A collection of all the searching algorithms introduced in Monash University's FIT2004: Algorithms and Data Structures
Breadth-first search (BFS) is an algorithm used for traversing or searching tree or graph data structures. I have implemented the BFS algorithm with the graph represented as a list of lists (adjacency list). It starts at a selected node (the "root" in a tree, or any arbitrary node in a graph) and explores all of the neighbor nodes at the present depth (same distance from the source)prior to moving on to the nodes at the next depth level. BFS is particularly useful for finding the shortest path on unweighted graphs.
A step by step implementation of BFS:
- Start by putting any one of the graph's vertices at the back of a queue.
- Take the front item of the queue and add it to the visited list.
- Create a list of that vertex's adjacent nodes. Add the ones which aren't in the visited list to the back of the queue.
- Keep repeating steps 2 and 3 until the queue is empty.
Assumptions: This implementation assumes that graph is represented as a list of lists, where each sublist contains the indices of adjacent nodes. The indices are assumed to correspond to nodes in a 0-indexed manner. The start parameter is an index into the graph list, representing the starting node for the BFS traversal.
Time Complexity: BFS is O(V + E) for a graph represented using an adjacency list, where V is the number of vertices and E is the number of edges in the graph. This is because every vertex and every edge will be explored in the worst-case scenario. Vertices (V): Each vertex is pushed to the queue exactly once. Edges (E): Each edge is considered exactly once. For every vertex, all its adjacent edges/nodes are explored.

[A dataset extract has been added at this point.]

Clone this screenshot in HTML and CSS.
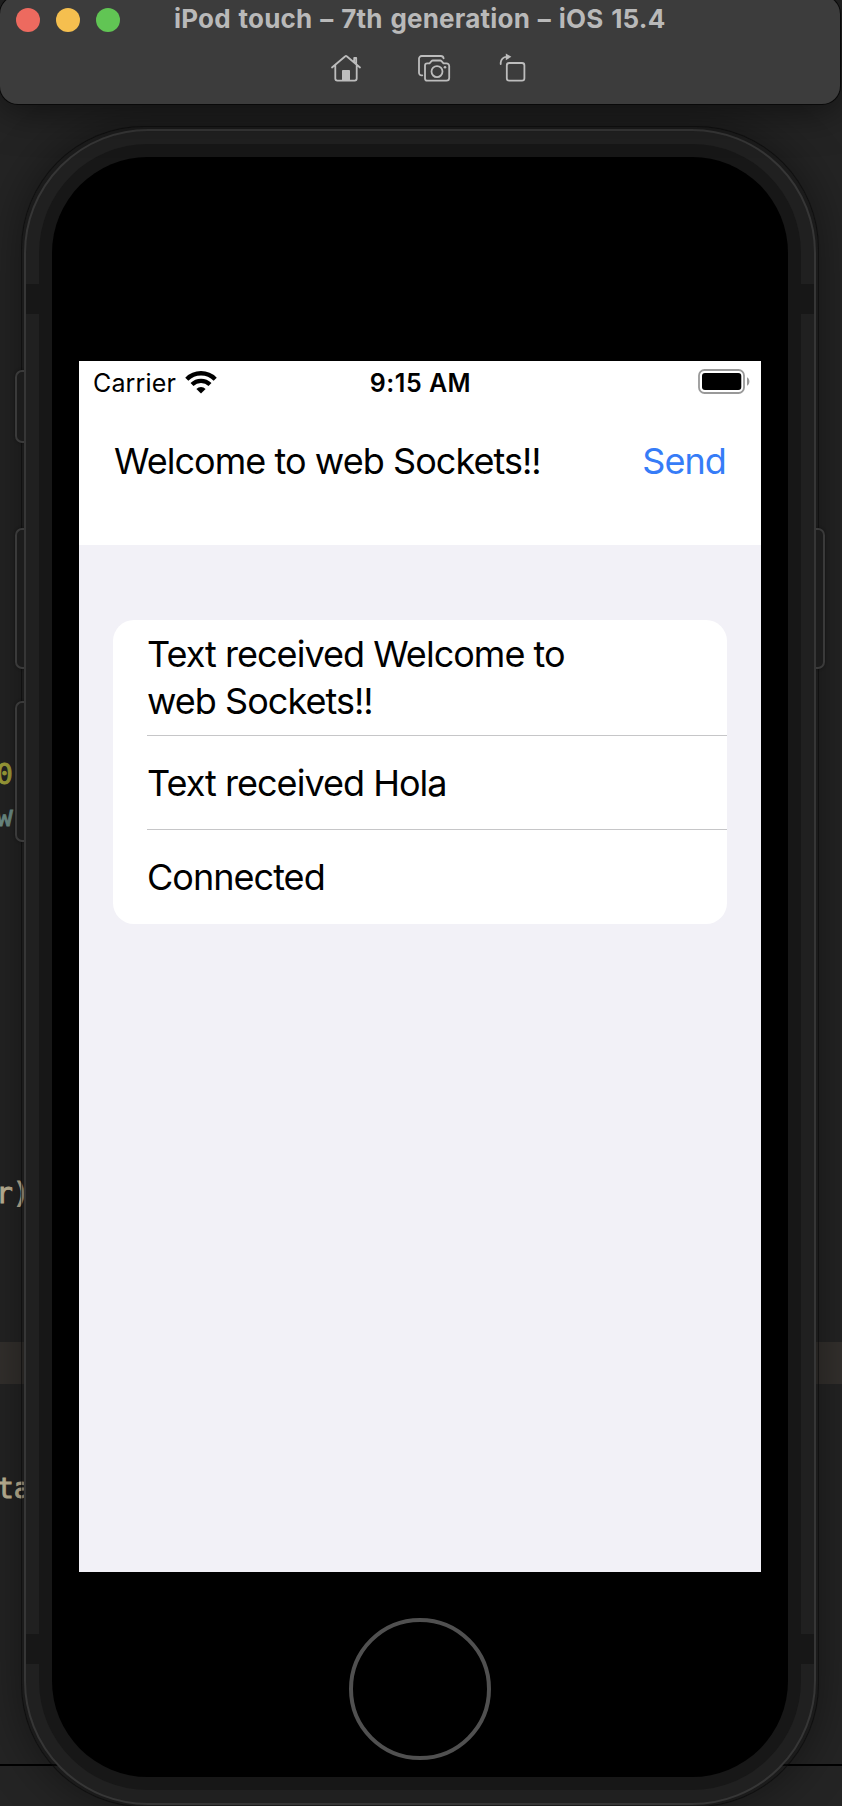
FILE: index.html
```html
<!DOCTYPE html>
<html lang="en">
<head>
<meta charset="utf-8">
<title>Simulator</title>
<link rel="stylesheet" href="styles.css">
</head>
<body>
<div class="desktop">
  <div class="code-band"></div>
  <div class="panel-divider"></div>
  <span class="code code-number">0</span>
  <span class="code code-type">w</span>
  <span class="code code-call">r)</span>
  <span class="code code-name">ta</span>

  <div class="phone-shadow"></div>
  <div class="side-button left mute"></div>
  <div class="side-button left volume-up"></div>
  <div class="side-button left volume-down"></div>
  <div class="side-button right power"></div>

  <main class="phone">
    <i class="antenna upper-left"></i><i class="antenna upper-right"></i>
    <i class="antenna lower-left"></i><i class="antenna lower-right"></i>
    <div class="bezel">
      <div class="face">
        <div class="screen">
          <div class="status-bar">
            <div class="carrier"><span class="carrier-name">Carrier</span>
              <svg class="wifi" width="32" height="24" viewBox="0 0 32 24" fill="none" stroke="#000">
                <path d="M1.8 9.2a20 20 0 0 1 28.4 0" stroke-width="4.4"/>
                <path d="M7 14.6a12.8 12.8 0 0 1 18 0" stroke-width="4.2"/>
                <path d="M16 23.6l-4.6-4.6a6.5 6.5 0 0 1 9.2 0z" fill="#000" stroke="none"/>
              </svg>
            </div>
            <div class="time">9:15 AM</div>
            <svg class="battery" width="52" height="25" viewBox="0 0 52 25">
              <rect x="1" y="1" width="45" height="23" rx="5.5" fill="none" stroke="#999" stroke-width="1.8"/>
              <rect x="4" y="4" width="39.3" height="17" rx="3" fill="#000"/>
              <path d="M49 8.2c3.2 1.4 3.2 7.2 0 8.6z" fill="#999"/>
            </svg>
          </div>
          <div class="composer">
            <span class="message">Welcome to web Sockets!!</span>
            <button class="send">Send</button>
          </div>
          <div class="log">
            <ul class="card">
              <li class="row first"><span class="row-text">Text received Welcome to<br>web Sockets!!</span></li>
              <li class="row"><span class="row-text">Text received Hola</span></li>
              <li class="row"><span class="row-text">Connected</span></li>
            </ul>
          </div>
        </div>
        <div class="home-button"></div>
      </div>
    </div>
  </main>

  <header class="toolbar">
    <div class="title-row">
      <div class="lights"><i class="light close"></i><i class="light minimize"></i><i class="light zoom"></i></div>
      <h1 class="title">iPod touch – 7th generation – iOS 15.4</h1>
    </div>
    <div class="tools">
      <svg width="32" height="30" viewBox="0 0 32 30" fill="none" stroke="#bdbdbd" stroke-width="1.8" stroke-linecap="round" stroke-linejoin="round">
        <path d="M2 14.5L15.3 3.2a1 1 0 0 1 1.4 0L30 14.5M5.3 12v13.6a2 2 0 0 0 2 2h17.4a2 2 0 0 0 2-2V12M24.2 9V5h2v6"/>
        <path d="M12.5 27V17.5h7V27z" fill="#bdbdbd" stroke-width="1"/>
      </svg>
      <svg class="camera" width="34" height="30" viewBox="0 0 34 30" fill="none" stroke="#bdbdbd" stroke-width="1.8" stroke-linecap="round" stroke-linejoin="round">
        <path d="M4.3 22.3H3.6a2.6 2.6 0 0 1-2.6-2.6V5.6A2.6 2.6 0 0 1 3.6 3h19.2a2.8 2.8 0 0 1 2.8 2.4"/>
        <path d="M9.2 10.3h2.3l2-2.2a2 2 0 0 1 1.3-.6h7.4a2 2 0 0 1 1.3.6l2 2.2h3a2.7 2.7 0 0 1 2.7 2.7v12a2.7 2.7 0 0 1-2.7 2.7H9.2a2.2 2.2 0 0 1-2.2-2.2V12.5a2.2 2.2 0 0 1 2.2-2.2z"/>
        <circle cx="19" cy="18.6" r="5.5"/><circle cx="27" cy="14.2" r="1.3" fill="#bdbdbd" stroke="none"/>
      </svg>
      <svg class="rotate" width="28" height="30" viewBox="0 0 28 30" fill="none" stroke="#bdbdbd" stroke-width="1.8" stroke-linecap="round">
        <rect x="7.8" y="10" width="17.6" height="17.6" rx="2.4"/>
        <path d="M1.7 11v-1.2a6 6 0 0 1 6-6H8.5"/>
        <path d="M6.8.4L12.4 3.8 6.8 7.2z" fill="#bdbdbd" stroke="none"/>
      </svg>
    </div>
  </header>
</div>
</body>
</html>
```
FILE: styles.css
```css
* { box-sizing: border-box; }

body {
  margin: 0;
  background: #242424;
  font-family: Inter, "Liberation Sans", sans-serif;
}

.desktop {
  position: relative;
  width: 842px;
  height: 1806px;
  overflow: hidden;
  background: #242424;
}

/* Editor showing behind the simulator */
.code-band {
  position: absolute;
  top: 1342px;
  left: 0;
  width: 100%;
  height: 42px;
  background: #34312e;
}

.panel-divider {
  position: absolute;
  top: 1764px;
  left: 0;
  width: 100%;
  height: 2px;
  background: #000;
}

.code {
  position: absolute;
  left: -3px;
  font: 28px/34px "DejaVu Sans Mono", monospace;
  -webkit-text-stroke: .9px currentColor;
  white-space: pre;
}

.code-number { top: 758px; left: -4px; color: #a3a33b; }
.code-type { top: 800px; left: -4px; color: #71918a; }
.code-call { top: 1177px; left: -4px; color: #c4b899; }
.code-name { top: 1472px; color: #c4b899; }

/* Device */
.phone-shadow {
  position: absolute;
  top: 127px;
  left: 22px;
  width: 796px;
  height: 1679px;
  border-radius: 122px;
  background: rgba(16, 16, 16, .4);
  box-shadow: 0 0 0 1px rgba(8, 8, 8, .6), 0 0 50px rgba(0, 0, 0, .45);
}

.side-button {
  position: absolute;
  width: 10px;
  border: 2px solid #3a3a3a;
  background: #1c1c1c;
  box-shadow: 0 0 3px rgba(0, 0, 0, .4);
}

.left { left: 14.5px; border-right: 0; border-radius: 7px 0 0 7px; }
.right { left: 815px; border-left: 0; border-radius: 0 7px 7px 0; }
.mute { top: 370px; height: 73px; }
.volume-up, .power { top: 528px; height: 141px; }
.volume-down { top: 701px; height: 141px; }

.phone {
  position: absolute;
  top: 129px;
  left: 24px;
  width: 792px;
  height: 1676px;
  padding: 13px;
  border: 2px solid #363636;
  border-radius: 124px;
  background: #202020;
}

.antenna {
  position: absolute;
  width: 13px;
  height: 30px;
  background: #171717;
}

.upper-left, .upper-right { top: 153px; }
.lower-left, .lower-right { top: 1503px; }
.upper-left, .lower-left { left: 0; }
.upper-right, .lower-right { right: 0; }

.bezel {
  height: 100%;
  padding: 13px;
  border-radius: 109px;
  background: #171717;
}

.face {
  display: flex;
  flex-direction: column;
  align-items: center;
  height: 100%;
  padding-top: 204px;
  border-radius: 96px;
  background: #000;
}

.screen {
  display: flex;
  flex-direction: column;
  width: 682px;
  height: 1211px;
  background: #fff;
  color: #000;
}

.status-bar {
  display: grid;
  grid-template-columns: 1fr auto 1fr;
  align-items: center;
  height: 43px;
  padding: 0 12px 0 13px;
  font-size: 25px;
  line-height: 43px;
}

.carrier { display: flex; align-items: center; gap: 9px; padding-left: 1px; }
.carrier-name { padding-top: 1px; letter-spacing: .15px; }
.wifi { margin-top: -2px; }
.time { padding-top: 1px; font-weight: 600; letter-spacing: .5px; }
.battery { justify-self: end; margin: -3px -1px 0 0; }

.composer {
  display: flex;
  justify-content: space-between;
  height: 141px;
  padding: 34px 35px 0 35px;
  font-size: 36px;
  line-height: 47px;
}

.message { letter-spacing: -.95px; }

.send {
  align-self: flex-start;
  padding: 0;
  border: 0;
  background: none;
  color: #367cf7;
  font: inherit;
  letter-spacing: -.9px;
}

.log {
  flex: 1;
  padding: 75px 34px 0;
  background: #f2f1f7;
}

.card {
  margin: 0;
  padding: 0 0 0 34px;
  border-radius: 21px;
  background: #fff;
  list-style: none;
}

.row {
  display: flex;
  align-items: center;
  height: 94px;
  padding-top: 1px;
  font-size: 36px;
  line-height: 47px;
  letter-spacing: -.97px;
}

.row.first { height: 115px; }
.row:last-child { height: 95px; }
.row + .row { border-top: 1px solid #c6c6c8; }

.home-button {
  width: 142px;
  height: 142px;
  margin-top: 46px;
  border: 4px solid #505050;
  border-radius: 50%;
}

/* Simulator window bar */
.toolbar {
  position: absolute;
  top: -4px;
  left: 0;
  width: 840px;
  height: 108px;
  padding-top: 4px;
  border-radius: 18px;
  background: #3c3c3c;
  box-shadow: 0 0 0 1px #090909, 0 5px 40px rgba(0, 0, 0, .55);
}

.title-row { display: flex; height: 40px; padding-left: 16px; }
.lights { display: flex; align-items: center; gap: 16px; }
.light { width: 24px; height: 24px; border-radius: 50%; }
.close { background: #ed6a5f; }
.minimize { background: #f5bf4f; }
.zoom { background: #61c554; }

.title {
  margin: 0 0 0 54px;
  color: #b9b9b9;
  font-size: 26px;
  font-weight: 700;
  line-height: 38px;
  letter-spacing: .2px;
  word-spacing: 1.4px;
  white-space: nowrap;
}

.tools {
  display: flex;
  margin: 13px 0 0 330px;
}

.camera { margin-left: 56px; }
.rotate { margin-left: 47px; }
```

Space Complexity O(V), not including the space to store the graph itself The space complexity of BFS primarily depends on the size of the queue that is used to store the vertices to be explored. In the worst case, the queue might need to hold all the vertices of the graph, which makes the space complexity O(V). Visited List: Uses O(V) space. Queue: In the worst case, when the graph is fully connected, the queue could hold all vertices except the starting vertex before starting to dequeue, also resulting in O(V) space.
Depth-first search (DFS) is an algorithm used for traversing or searching tree or graph data structures. I have implemented the DFS algorithm with the graph represented as a list of lists (adjacency list). The algorithm initiates from a specified start node and explores as deep as possible into the graph's branches before backtracking.
A step-by-step implementation of DFS:
- Begin with marking the initial node as visited and push it onto the stack.
- Pop a node from the stack to examine it and mark it as visited.
- Retrieve a list of adjacent nodes for the popped node. For each adjacent node that has not been visited, mark it as visited and push it onto the stack.
- Repeat steps 2 and 3 until the stack is empty.
Assumptions The DFS implementation assumes the graph is represented as a list of lists, with each sublist containing the indices of adjacent nodes. These indices correspond to nodes in a 0-indexed manner. The 'start' parameter is an index into the graph list, denoting the starting node for the DFS traversal.
Time Complexity: DFS is O(V + E) for a graph represented using an adjacency list, where V is the number of vertices and E is the number of edges. This efficiency results from each vertex being explored once and each edge being examined once in the process. For every visited vertex, the algorithm checks each of its edges once. Vertices (V): Each vertex is explored exactly once. Edges (E): Each edge in the graph is considered once, ensuring that all nodes reachable from the starting node are visited.
Space Complexity: The space complexity of DFS is O(V), excluding the space required to store the graph itself. This complexity stems from the storage requirements of the stack and the visited list, which in the worst-case scenario, might need to hold all vertices of the graph. Visited List: Utilizes O(V) space to track whether each vertex has been visited. Call Stack: In the deepest possible scenario, the stack might contain a path from the root to a leaf node in a tree, or a long unbroken chain of vertices in a graph. This scenario also results in O(V) space complexity.